Sujet : Re: Y2K38 bug (January 19, 2038)
De : Keith.S.Thompson+u (at) *nospam* gmail.com (Keith Thompson)
Groupes : comp.lang.awkDate : 11. Mar 2024, 19:40:09
Autres entêtes
Organisation : None to speak of
Message-ID : <87edcga9yu.fsf@nosuchdomain.example.com>
References : 1 2 3 4
User-Agent : Gnus/5.13 (Gnus v5.13) Emacs/27.2 (gnu/linux)
"Mr. Man-wai Chang" <
toylet.toylet@gmail.com> writes:
On 9/3/2024 3:51 am, Keith Thompson wrote:
I'm a little disappointed that POSIX doesn't require time_t to be
signed. 64 bits is enough to represent a range of about 584 billion
years. An unsigned time_t makes it impossible to represent times before
1970.
>
Could we roll our own signed time_t? :)
I see the smiley, but I don't get the joke.

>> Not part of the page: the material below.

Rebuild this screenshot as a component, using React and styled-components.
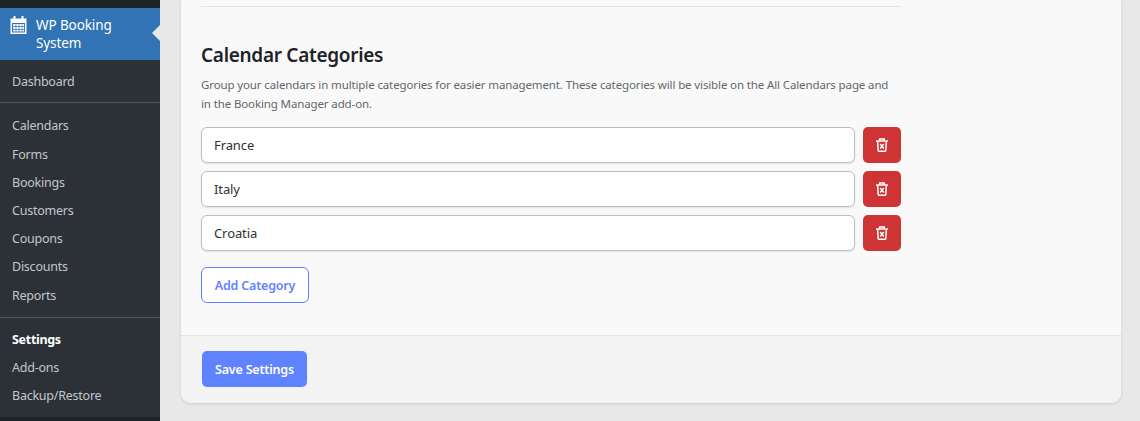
import React from "react";
import styled, { createGlobalStyle } from "styled-components";

const GlobalStyle = createGlobalStyle`
  html, body {
    margin: 0;
    padding: 0;
    height: 421px;
    overflow: hidden;
    background: #e8e8e8;
    font-family: "Noto Sans", "Open Sans", sans-serif;
  }
  * {
    box-sizing: border-box;
  }
`;

const Page = styled.div`
  display: flex;
  height: 421px;
  overflow: hidden;
`;

const Sidebar = styled.nav`
  width: 160px;
  flex-shrink: 0;
  height: 421px;
  background: #2c3138;
  border-top: 8px solid #1d2327;
  border-bottom: 4px solid #1d2327;
`;
const Brand = styled.div`
  position: relative;
  display: flex;
  height: 52px;
  padding: 8px 0 0 10px;
  background: #3173b5;
  color: #fff;
  font-size: 13.5px;
  letter-spacing: -0.1px;
  line-height: 18px;
`;
const BrandIcon = styled.svg`
  width: 18px;
  height: 18px;
  margin-right: 8px;
  flex-shrink: 0;
`;
const BrandArrow = styled.span`
  position: absolute;
  right: 0;
  top: 17px;
  border: 8px solid transparent;
  border-right-color: #e8e8e8;
  border-left-width: 0;
`;
const MenuGroup = styled.ul`
  list-style: none;
  margin: 0;
  padding: ${p => p.$padding};
  border-bottom: ${p => (p.$last ? "none" : "1px solid #50555b")};
`;
const MenuItem = styled.li`
  height: 28.18px;
  line-height: 28px;
  padding-left: 12px;
  font-size: 12.5px;
  letter-spacing: ${p => (p.$active ? "-0.3px" : "-0.24px")};
  font-weight: ${p => (p.$active ? 700 : 400)};
  color: ${p => (p.$active ? "#fff" : "#c3c6c9")};
`;

const Main = styled.main`
  flex: 1;
  padding: 0 19px 18px 21px;
`;
const Card = styled.section`
  height: 403px;
  display: flex;
  flex-direction: column;
  background: #f9f9f9;
  border-radius: 0 0 10px 10px;
  box-shadow: 0 1px 3px rgba(0, 0, 0, 0.13);
`;
const CardBody = styled.div`
  flex: 1;
  padding: 6px 20px 0;
`;
const Divider = styled.hr`
  width: 700px;
  height: 1px;
  margin: 0 0 34px;
  border: 0;
  background: #e3e3e3;
`;
const Title = styled.h2`
  margin: 0 0 7px;
  font-size: 19px;
  letter-spacing: -0.3px;
  line-height: 28px;
  font-weight: 600;
  color: #1d2327;
`;
const Description = styled.p`
  width: 695px;
  margin: 0 0 14px;
  font-size: 11.5px;
  letter-spacing: -0.125px;
  line-height: 18.5px;
  color: #62676c;
`;
const CategoryList = styled.div`
  display: flex;
  flex-direction: column;
  gap: 8px;
  width: 700px;
`;
const CategoryRow = styled.div`
  display: flex;
  gap: 8px;
`;
const CategoryInput = styled.div`
  flex: 1;
  height: 36px;
  padding: 0 12px;
  line-height: 34px;
  font-size: 13px;
  letter-spacing: -0.1px;
  color: #2c3338;
  background: #fff;
  border: 1px solid #bdbdbd;
  border-radius: 6px;
  box-shadow: 0 1px 2px rgba(0, 0, 0, 0.1);
`;
const DeleteButton = styled.button`
  display: flex;
  align-items: center;
  justify-content: center;
  width: 38px;
  height: 36px;
  padding: 0;
  border: 0;
  border-radius: 5px;
  background: #cf3434;
`;
const TrashIcon = styled.svg`
  width: 12px;
  height: 14px;
`;
const AddButton = styled.button`
  display: block;
  width: 108px;
  height: 36px;
  margin-top: 16px;
  padding: 0;
  font-family: inherit;
  font-size: 12.5px;
  letter-spacing: -0.2px;
  font-weight: 600;
  color: #5f82ff;
  background: #fff;
  border: 1px solid #5f82ff;
  border-radius: 6px;
`;
const CardFooter = styled.footer`
  height: 68px;
  padding: 15px 21px;
  background: #f3f3f3;
  border-top: 1px solid #e3e3e3;
  border-radius: 0 0 10px 10px;
`;
const SaveButton = styled.button`
  width: 105px;
  height: 36px;
  padding: 0;
  font-family: inherit;
  font-size: 12.5px;
  letter-spacing: -0.2px;
  font-weight: 600;
  color: #fff;
  background: #5f82ff;
  border: 0;
  border-radius: 5px;
`;

function CalendarIcon() {
  return (
    <BrandIcon viewBox="0 0 18 18">
      <path
        fill="#fff"
        fillRule="evenodd"
        d="M0.500 2.500h3V0.500a1 1 0 0 1 2 0v2h6V0.500a1 1 0 0 1 2 0v2h3v15.500h-16V2.500zM2 7v9.500h13V7H2z"
      />
      <path
        fill="#fff"
        d="M3.200 8h2.400v2.200H3.200zM6.300 8h2.400v2.200H6.300zM9.400 8h2.400v2.200H9.400zM12.300 8h1.800v2.200h-1.800zM3.200 11h2.400v2.200H3.200zM6.300 11h2.400v2.200H6.300zM9.400 11h2.400v2.200H9.400zM12.300 11h1.800v2.200h-1.800zM3.200 14h2.400v1.600H3.200zM6.300 14h2.400v1.600H6.300zM9.400 14h2.400v1.600H9.400zM12.300 14h1.800v1.600h-1.800z"
      />
    </BrandIcon>
  );
}

function Trash() {
  return (
    <TrashIcon viewBox="0 0 12 14" fill="none" stroke="#fff" strokeWidth="1.5">
      <path d="M0 3h12" />
      <path d="M3.700 3V0.900h4.600V3" />
      <path d="M1.600 3l0.600 9.500a0.900 0.900 0 0 0 0.900 0.800h5.800a0.900 0.900 0 0 0 0.900-0.800L10.400 3" />
      <path d="M4.200 6l3.600 4.500M7.800 6l-3.600 4.500" />
    </TrashIcon>
  );
}

const categories = ["France", "Italy", "Croatia"];

export default function App() {
  return (
    <Page>
      <GlobalStyle />
      <Sidebar>
        <Brand>
          <CalendarIcon />
          <span>
            WP Booking
            <br />
            System
          </span>
          <BrandArrow />
        </Brand>
        <MenuGroup $padding="8px 0 6px">
          <MenuItem>Dashboard</MenuItem>
        </MenuGroup>
        <MenuGroup $padding="9.320px 0 7.270px">
          <MenuItem>Calendars</MenuItem>
          <MenuItem>Forms</MenuItem>
          <MenuItem>Bookings</MenuItem>
          <MenuItem>Customers</MenuItem>
          <MenuItem>Coupons</MenuItem>
          <MenuItem>Discounts</MenuItem>
          <MenuItem>Reports</MenuItem>
        </MenuGroup>
        <MenuGroup $padding="8px 0" $last>
          <MenuItem $active>Settings</MenuItem>
          <MenuItem>Add-ons</MenuItem>
          <MenuItem>Backup/Restore</MenuItem>
        </MenuGroup>
      </Sidebar>
      <Main>
        <Card>
          <CardBody>
            <Divider />
            <Title>Calendar Categories</Title>
            <Description>
              Group your calendars in multiple categories for easier management. These categories will be visible on the All Calendars page and in the Booking Manager add-on.
            </Description>
            <CategoryList>
              {categories.map(name => (
                <CategoryRow key={name}>
                  <CategoryInput>{name}</CategoryInput>
                  <DeleteButton>
                    <Trash />
                  </DeleteButton>
                </CategoryRow>
              ))}
            </CategoryList>
            <AddButton>Add Category</AddButton>
          </CardBody>
          <CardFooter>
            <SaveButton>Save Settings</SaveButton>
          </CardFooter>
        </Card>
      </Main>
    </Page>
  );
}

If you're creating your own implementation, you can do anything you
like. If not, and you're using an implementation that makes time_t an
unsigned type, there's not much you can do to treat it as signed. For
example, localtime() would presumably treat a time_t value of -2 as a
very large unsigned value.
I don't know of any implementations that make time_t an unsigned type.